Food and agriculture policy always comes down to money: how federal dollars will be prioritized and spent. If anyone needed reminders of this dynamic, 2010 provided at least two. The lesson to be drawn from both is very simple. If “civilians” (as in taxpayers) don’t stand up in politically significant numbers to demand different priorities, the farm subsidy lobby and other vested interests will maintain their iron grip on spending for programs that those in the good food movement don’t like. At the same time, the entrenched lobbies will slash or block the investments in healthy eating and conservation that sustainable farming advocates embrace.
Lesson 1: School lunch eats into food stamps.
President Obama proposed adding an average of a billion dollars a year ($10 billion total) to the school lunch program as part of the Child Nutrition Act reauthorization. He had to settle for less than half of that. But under the “pay-as-you-go-rules” of the last Congress, any increase had to be offset by either dedicated tax revenues or spending cuts in other programs. The president proposed no specific offset, and Congress eventually opted to cut spending. At one point, the school lunch increase was going to be funded through cuts to food stamps as well as conservation programs that protect clean water sources.

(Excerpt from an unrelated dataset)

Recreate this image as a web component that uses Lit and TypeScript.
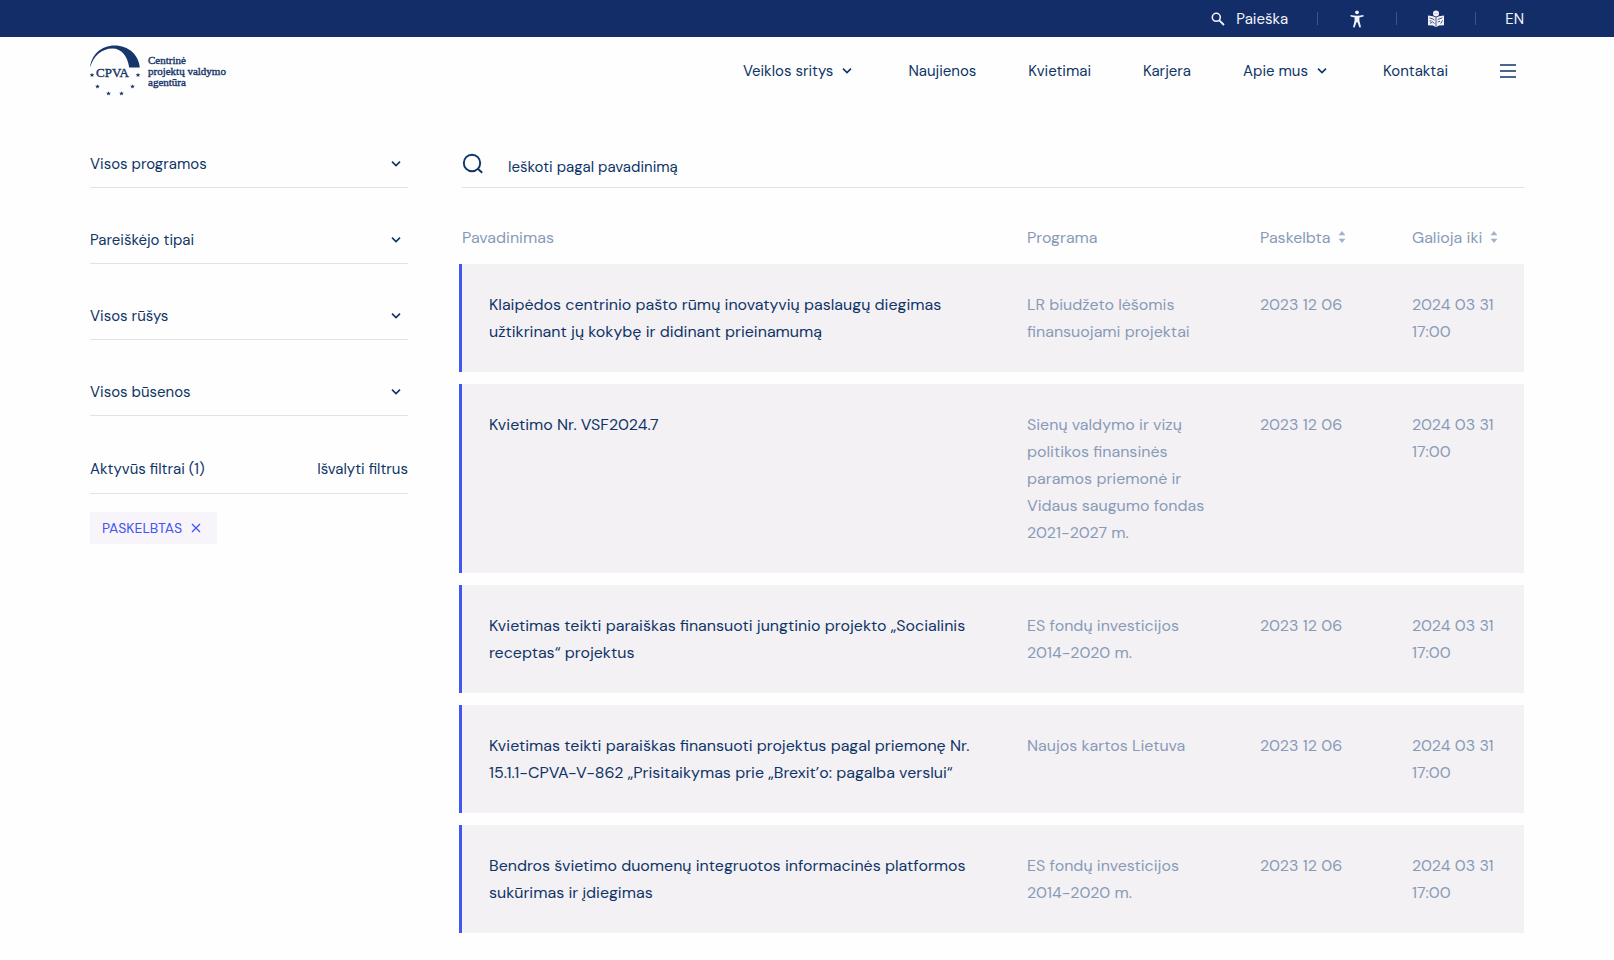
import { LitElement, html, css, svg } from "lit";
import { customElement, state } from "lit/decorators.js";

interface Call {
  title: string;
  programme: string;
  published: string;
  validUntil: string;
}

const CALLS: Call[] = [
  {
    title: "Klaipėdos centrinio pašto rūmų inovatyvių paslaugų diegimas užtikrinant jų kokybę ir didinant prieinamumą",
    programme: "LR biudžeto lėšomis finansuojami projektai",
    published: "2023 12 06",
    validUntil: "2024 03 31 17:00",
  },
  {
    title: "Kvietimo Nr. VSF2024.7",
    programme: "Sienų valdymo ir vizų politikos finansinės paramos priemonė ir Vidaus saugumo fondas 2021-2027 m.",
    published: "2023 12 06",
    validUntil: "2024 03 31 17:00",
  },
  {
    title: "Kvietimas teikti paraiškas finansuoti jungtinio projekto „Socialinis receptas\u201c projektus",
    programme: "ES fondų investicijos 2014-2020 m.",
    published: "2023 12 06",
    validUntil: "2024 03 31 17:00",
  },
  {
    title: "Kvietimas teikti paraiškas finansuoti projektus pagal priemonę Nr. 15.1.1-CPVA-V-862 „Prisitaikymas prie „Brexit\u2019o: pagalba verslui\u201c",
    programme: "Naujos kartos Lietuva",
    published: "2023 12 06",
    validUntil: "2024 03 31 17:00",
  },
  {
    title: "Bendros švietimo duomenų integruotos informacinės platformos sukūrimas ir įdiegimas",
    programme: "ES fondų investicijos 2014-2020 m.",
    published: "2023 12 06",
    validUntil: "2024 03 31 17:00",
  },
];

const FILTERS = ["Visos programos", "Pareiškėjo tipai", "Visos rūšys", "Visos būsenos"];

const NAV = [
  { label: "Veiklos sritys", menu: true },
  { label: "Naujienos", menu: false },
  { label: "Kvietimai", menu: false },
  { label: "Karjera", menu: false },
  { label: "Apie mus", menu: true },
  { label: "Kontaktai", menu: false },
];

const chevron = (cls: string) => html`
  <svg class=${cls} width="10" height="8" viewBox="0 0 10 8" aria-hidden="true">
    <path d="M1 1.6 5 5.6 9 1.6" fill="none" stroke="currentColor" stroke-width="1.6" />
  </svg>`;

const sortArrows = html`
  <svg width="8" height="14" viewBox="0 0 8 14" aria-hidden="true">
    <path d="M4 1 7.4 5.2H.6zM4 13 .6 8.8h6.8z" fill="currentColor" />
  </svg>`;

const star = (x: number, y: number) => svg`
  <path transform="translate(${x} ${y}) scale(1.15)" fill="currentColor"
    d="M0-2 .55-.65 2-.6.9.35 1.25 1.75 0 .95-1.25 1.75-.9.35-2-.6-.55-.65z" />`;

const logoMark = html`
  <svg class="mark" width="52" height="52" viewBox="0 0 52 52" aria-hidden="true">
    <path fill="currentColor"
      d="M.2 22.5C1.2 10 11.2.6 24.6.6 38.600.6 48.800 10 49.800 22.500H39.200C37.600 11.500 31.500 3.600 22.500 3.600 11.500 3.600 3.200 11.500.2 22.500Z" />
    <text class="mark-text" x="6" y="32">CPVA</text>
    ${[[2, 30], [48, 30], [7.5, 41.5], [42.5, 41.5], [18.5, 48.5], [31.5, 48.5]].map(([x, y]) => star(x, y))}
  </svg>`;

@customElement("app-root")
export class AppRoot extends LitElement {
  @state() private activeFilters = ["Paskelbtas"];

  static styles = css`
    :host {
      display: block;
      min-height: 100vh;
      background: #fefefe;
      color: #0f3567;
      font-family: "DM Sans", "Inter", sans-serif;
      font-size: 15px;
      line-height: 20px;
      --muted: #879bb8;
      --line: #e2e2ea;
      --accent: #4356f2;
    }
    * { box-sizing: border-box; }
    a { color: inherit; text-decoration: none; }
    button, select, input {
      font: inherit;
      color: inherit;
      background: none;
      border: 0;
      padding: 0;
      margin: 0;
      border-radius: 0;
    }
    button, select { cursor: pointer; }
    svg { display: block; flex: none; }
    .wrap { padding: 0 90px; }

    .topbar {
      display: flex;
      align-items: center;
      justify-content: flex-end;
      gap: 29px;
      height: 37px;
      background: #122d67;
      color: #f3f2fa;
    }
    .topbar-search { display: flex; align-items: center; gap: 11px; }
    .sep { width: 1px; height: 13px; background: #3f5588; }
    .topbar-icon { display: flex; justify-content: center; width: 20px; }

    .header {
      display: flex;
      align-items: center;
      justify-content: space-between;
      height: 68px;
    }
    .logo { display: flex; align-items: center; gap: 6px; color: #17376a; }
    .mark-text {
      font: 13px "Liberation Serif", serif;
      fill: currentColor;
      stroke: currentColor;
      stroke-width: .4px;
    }
    .logo-name {
      font: 11px/11px "Liberation Serif", serif;
      -webkit-text-stroke: .4px currentColor;
      white-space: nowrap;
    }
    .nav { display: flex; align-items: center; gap: 52px; }
    .nav-link { display: flex; align-items: center; gap: 9px; white-space: nowrap; }
    .nav-chevron { margin-right: 4px; }
    .menu { padding-right: 8px; }

    .main {
      display: grid;
      grid-template-columns: minmax(240px, 318px) minmax(0, 1fr);
      gap: 51px;
      align-items: start;
      padding-top: 35px;
      padding-bottom: 27px;
    }
    .filter {
      display: grid;
      align-items: center;
      margin-bottom: 28px;
      border-bottom: 1px solid var(--line);
    }
    .filter-select {
      grid-area: 1 / 1;
      appearance: none;
      width: 100%;
      height: 47px;
    }
    .filter-chevron {
      grid-area: 1 / 1;
      justify-self: end;
      margin-right: 7px;
      pointer-events: none;
    }
    .active {
      display: flex;
      align-items: center;
      justify-content: space-between;
      height: 50px;
      border-bottom: 1px solid var(--line);
    }
    .chips { display: flex; gap: 8px; margin-top: 18px; }
    .chip {
      display: flex;
      align-items: center;
      gap: 9px;
      height: 32px;
      padding: 0 16px 0 12px;
      background: #f7f5f9;
      color: var(--accent);
      font-size: 14px;
      text-transform: uppercase;
    }

    .search {
      display: flex;
      align-items: center;
      gap: 24px;
      margin-left: 3px;
      border-bottom: 1px solid var(--line);
    }
    .search-input {
      flex: 1;
      min-width: 0;
      height: 47px;
      padding-top: 6px;
      outline: 0;
    }
    .search-input::placeholder { color: inherit; opacity: 1; }

    .calls {
      width: 100%;
      margin-top: 22px;
      border-collapse: separate;
      border-spacing: 0 12px;
      table-layout: fixed;
      font-size: 16px;
      line-height: 27px;
      color: var(--muted);
    }
    .col-programme { width: 233px; }
    .col-published { width: 152px; }
    .col-valid { width: 112px; }
    th { height: 30px; padding: 0; font-weight: 400; text-align: left; }
    .th-title { padding-left: 3px; }
    .sort { display: flex; align-items: center; gap: 8px; white-space: nowrap; }
    .sort svg { color: #a3b1ca; }
    td { padding: 27px 30px 27px 0; vertical-align: top; background: #f4f1f5; }
    .title {
      padding-left: 27px;
      padding-right: 50px;
      border-left: 3px solid var(--accent);
      color: #0f3567;
    }
    .programme { padding-right: 40px; }
    .valid { padding-right: 20px; }
  `;

  private clearFilters() {
    this.activeFilters = [];
  }

  private removeFilter(name: string) {
    this.activeFilters = this.activeFilters.filter((f) => f !== name);
  }

  private renderTopbar() {
    return html`
      <div class="topbar wrap">
        <a class="topbar-search" href="#paieska">
          <svg width="14" height="14" viewBox="0 0 14 14" aria-hidden="true">
            <circle cx="5.300" cy="5.300" r="4" fill="none" stroke="currentColor" stroke-width="1.600" />
            <path d="m8.300 8.300 4.700 4.700" stroke="currentColor" stroke-width="1.900" />
          </svg>
          Paieška
        </a>
        <span class="sep"></span>
        <a class="topbar-icon" href="#pritaikymas" aria-label="Pritaikymas neįgaliesiems">
          <svg width="14" height="18" viewBox="0 0 14 18" aria-hidden="true">
            <circle cx="7" cy="2.300" r="1.900" fill="currentColor" />
            <path fill="currentColor"
              d="M.5 4.900C4.700 5.900 9.300 5.900 13.500 4.900V6.600L9.400 7.500V10.500L11 17.200 9.400 17.600 7.500 12.300H6.500L4.600 17.600 3 17.200 4.600 10.500V7.500L.5 6.600Z" />
          </svg>
        </a>
        <span class="sep"></span>
        <a class="topbar-icon" href="#lengvai" aria-label="Lengvai suprantama kalba">
          <svg width="18" height="18" viewBox="0 0 18 18" aria-hidden="true">
            <circle cx="9" cy="3.500" r="3" fill="currentColor" />
            <path fill="currentColor" d="M1 5.500 6 6.300 9 7.800 12 6.300 17 5.500V15.300L12 15.500 9 17.200 6 15.500 1 15.300Z" />
            <g fill="none" stroke="#122d67" stroke-width=".8">
              <path d="M9 8V16.800M2.500 8 5 8.600M5 8.600 7.500 10M2.500 11 4.500 10.800M3 13.500 5.500 11.800 7.500 13.500M10.800 9.500 15.400 7.700M10.800 12 13 11.200M13.800 13.500 15.500 10.500" />
            </g>
            <circle cx="8" cy="3.300" r=".4" fill="#122d67" />
            <circle cx="10" cy="3.300" r=".4" fill="#122d67" />
          </svg>
        </a>
        <span class="sep"></span>
        <a href="#en">EN</a>
      </div>`;
  }

  private renderHeader() {
    return html`
      <header class="header wrap">
        <a class="logo" href="#" aria-label="CPVA">
          ${logoMark}
          <span class="logo-name">Centrinė<br />projektų valdymo<br />agentūra</span>
        </a>
        <nav class="nav">
          ${NAV.map((n) => html`
            <a class="nav-link" href="#">${n.label}${n.menu ? chevron("nav-chevron") : ""}</a>`)}
          <button class="menu" aria-label="Meniu">
            <svg width="16" height="14" viewBox="0 0 16 14" aria-hidden="true">
              <path d="M0 1h16M0 7h16M0 13h16" stroke="currentColor" stroke-width="1.300" />
            </svg>
          </button>
        </nav>
      </header>`;
  }

  private renderFilters() {
    return html`
      <aside>
        ${FILTERS.map((f) => html`
          <div class="filter">
            <select class="filter-select" aria-label=${f}><option>${f}</option></select>
            ${chevron("filter-chevron")}
          </div>`)}
        <div class="active">
          <span>Aktyvūs filtrai (${this.activeFilters.length})</span>
          <button @click=${this.clearFilters}>Išvalyti filtrus</button>
        </div>
        <div class="chips">
          ${this.activeFilters.map((f) => html`
            <button class="chip" @click=${() => this.removeFilter(f)}>
              ${f}
              <svg width="10" height="10" viewBox="0 0 10 10" aria-hidden="true">
                <path d="m1 1 8 8M9 1 1 9" stroke="currentColor" stroke-width="1.300" />
              </svg>
            </button>`)}
        </div>
      </aside>`;
  }

  private renderCalls() {
    return html`
      <section>
        <div class="search">
          <svg width="22" height="22" viewBox="0 0 22 22" aria-hidden="true">
            <circle cx="10" cy="10" r="8.200" fill="none" stroke="currentColor" stroke-width="1.900" />
            <path d="m15.800 15.800 4.400 4" stroke="currentColor" stroke-width="1.900" />
          </svg>
          <input class="search-input" type="text" aria-label="Ieškoti pagal pavadinimą" placeholder="Ieškoti pagal pavadinimą" />
        </div>
        <table class="calls">
          <colgroup>
            <col />
            <col class="col-programme" />
            <col class="col-published" />
            <col class="col-valid" />
          </colgroup>
          <thead>
            <tr>
              <th class="th-title">Pavadinimas</th>
              <th>Programa</th>
              <th><button class="sort">Paskelbta ${sortArrows}</button></th>
              <th><button class="sort">Galioja iki ${sortArrows}</button></th>
            </tr>
          </thead>
          <tbody>
            ${CALLS.map((c) => html`
              <tr>
                <td class="title"><a href="#">${c.title}</a></td>
                <td class="programme">${c.programme}</td>
                <td>${c.published}</td>
                <td class="valid">${c.validUntil}</td>
              </tr>`)}
          </tbody>
        </table>
      </section>`;
  }

  render() {
    return html`
      ${this.renderTopbar()}
      ${this.renderHeader()}
      <main class="main wrap">
        ${this.renderFilters()}
        ${this.renderCalls()}
      </main>`;
  }
}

What about cutting the millions in federal payments to the largest growers of corn and soy who are enjoying a white-hot agriculture economy? That wasn’t even mentioned.
In the end, the law Obama signed on Dec. 13 funded the modest boost in school lunch spending by cutting the food stamp program (now called the Supplemental Nutrition Assistance Program, or SNAP). Those SNAP funds had been added as an emergency measure via the stimulus package in February 2010. Many advocacy groups opposed the SNAP cut, and many Democrats accepted the trade-off reluctantly or voted against the bill. The President vowed to find a way to restore the funding.
Lesson 2: “Starving the beast” of safe food
Just after he returned from his holiday break in Hawaii, Obama signed the Food Safety Modernization Act into law. It’s the first serious modernization of FDA’s food safety authority since the 1930s. An estimated $1.4 billion in new spending will be required to pay for badly needed food inspections, among other important functions. But before the presidential ink had dried, Republicans were vowing to essentially kill the most important elements of the new law by blocking the spending to implement it – and maybe slashing the FDA budget even further.
Beyond those fresh examples of how food policy comes down to money – and the power of the well-heeled corporate interests that crave more of it – contemplate the implications of some important post-election procedural changes that Congress is making.
Under rules announced by the new Republican House majority, it will no longer be possible to offset new spending by raising tax revenues – the approach that lubricated passage of the 2008 Farm Bill. That’s because House Republicans have replaced “pay-as-you-go” with “cut-as-you-go.” Only spending cuts, not “revenue raisers,” can be used to make up for new programs or spending. (Defense, homeland security, veterans programs and tax cuts are exempt. The Center on Budget and Policy Priorities has a rundown on the new rules.)
That doesn’t mean that the House rules will dictate the outcome. Democrats still control the Senate and White House, so we can expect plenty of horse-trading. But clearly the new Congress is going to force the kind of politically tough choices that many food and agriculture system reformers would prefer to dodge.
Those of us in the advocacy world can meet, tweet or blog ad nauseam with one another, dreaming up policy ideas in support of local or organic food, more fruit and veggies in schools, wildlife habitat or clean water, but what we need to do is to build the lobbying and grassroots muscle to turn ideas into funded realities. That means taking on the subsidy lobby; for instance, taking a bite out of the $5.2 billion per year in direct payment crop subsidies going out to the wealthiest landlords and farmers in a period of record earnings for those crops.
Nothing wrong with blogging, but to paraphrase Truman Capote, that’s not advocacy. That’s typing.
Unless we’re willing to settle for budget crumbs or cuts in programs we favor, reformers are going to have to step up with offset ideas and build a winning case for them.
At EWG, we’re not willing to settle for crumbs or cuts in programs that have either been perennially underfunded or are new and needed but just happen to fall outside the perquisites of the subsidy lobby. We plan to inform, organize and fight hard for a fairer, healthier, environmentally saner food and agriculture system.
We need phones to ring. We need warm bodies to show up—with attitude. You know, like the Tea Party.
Think of it this way: after all the hype in recent years about our broken food system, reformers couldn’t prevail on Congress to adopt President Obama’s decidedly measly spending increase to improve school lunch for America’s kids without cutting food assistance for poor people. That increase that could have been paid for with a modest cut in wasteful direct payments to the most prosperous agribusiness operators. In fact, EWG proposed exactly that alternative to the Senate’s original proposal to cut both the food stamps program and conservation.
That tells us something about the hard work ahead in the much tougher budget and political environment of 2011-2012. But as I’ll describe in later posts, the advocacy community has risen to this farm bill challenge before and won. We can do it again.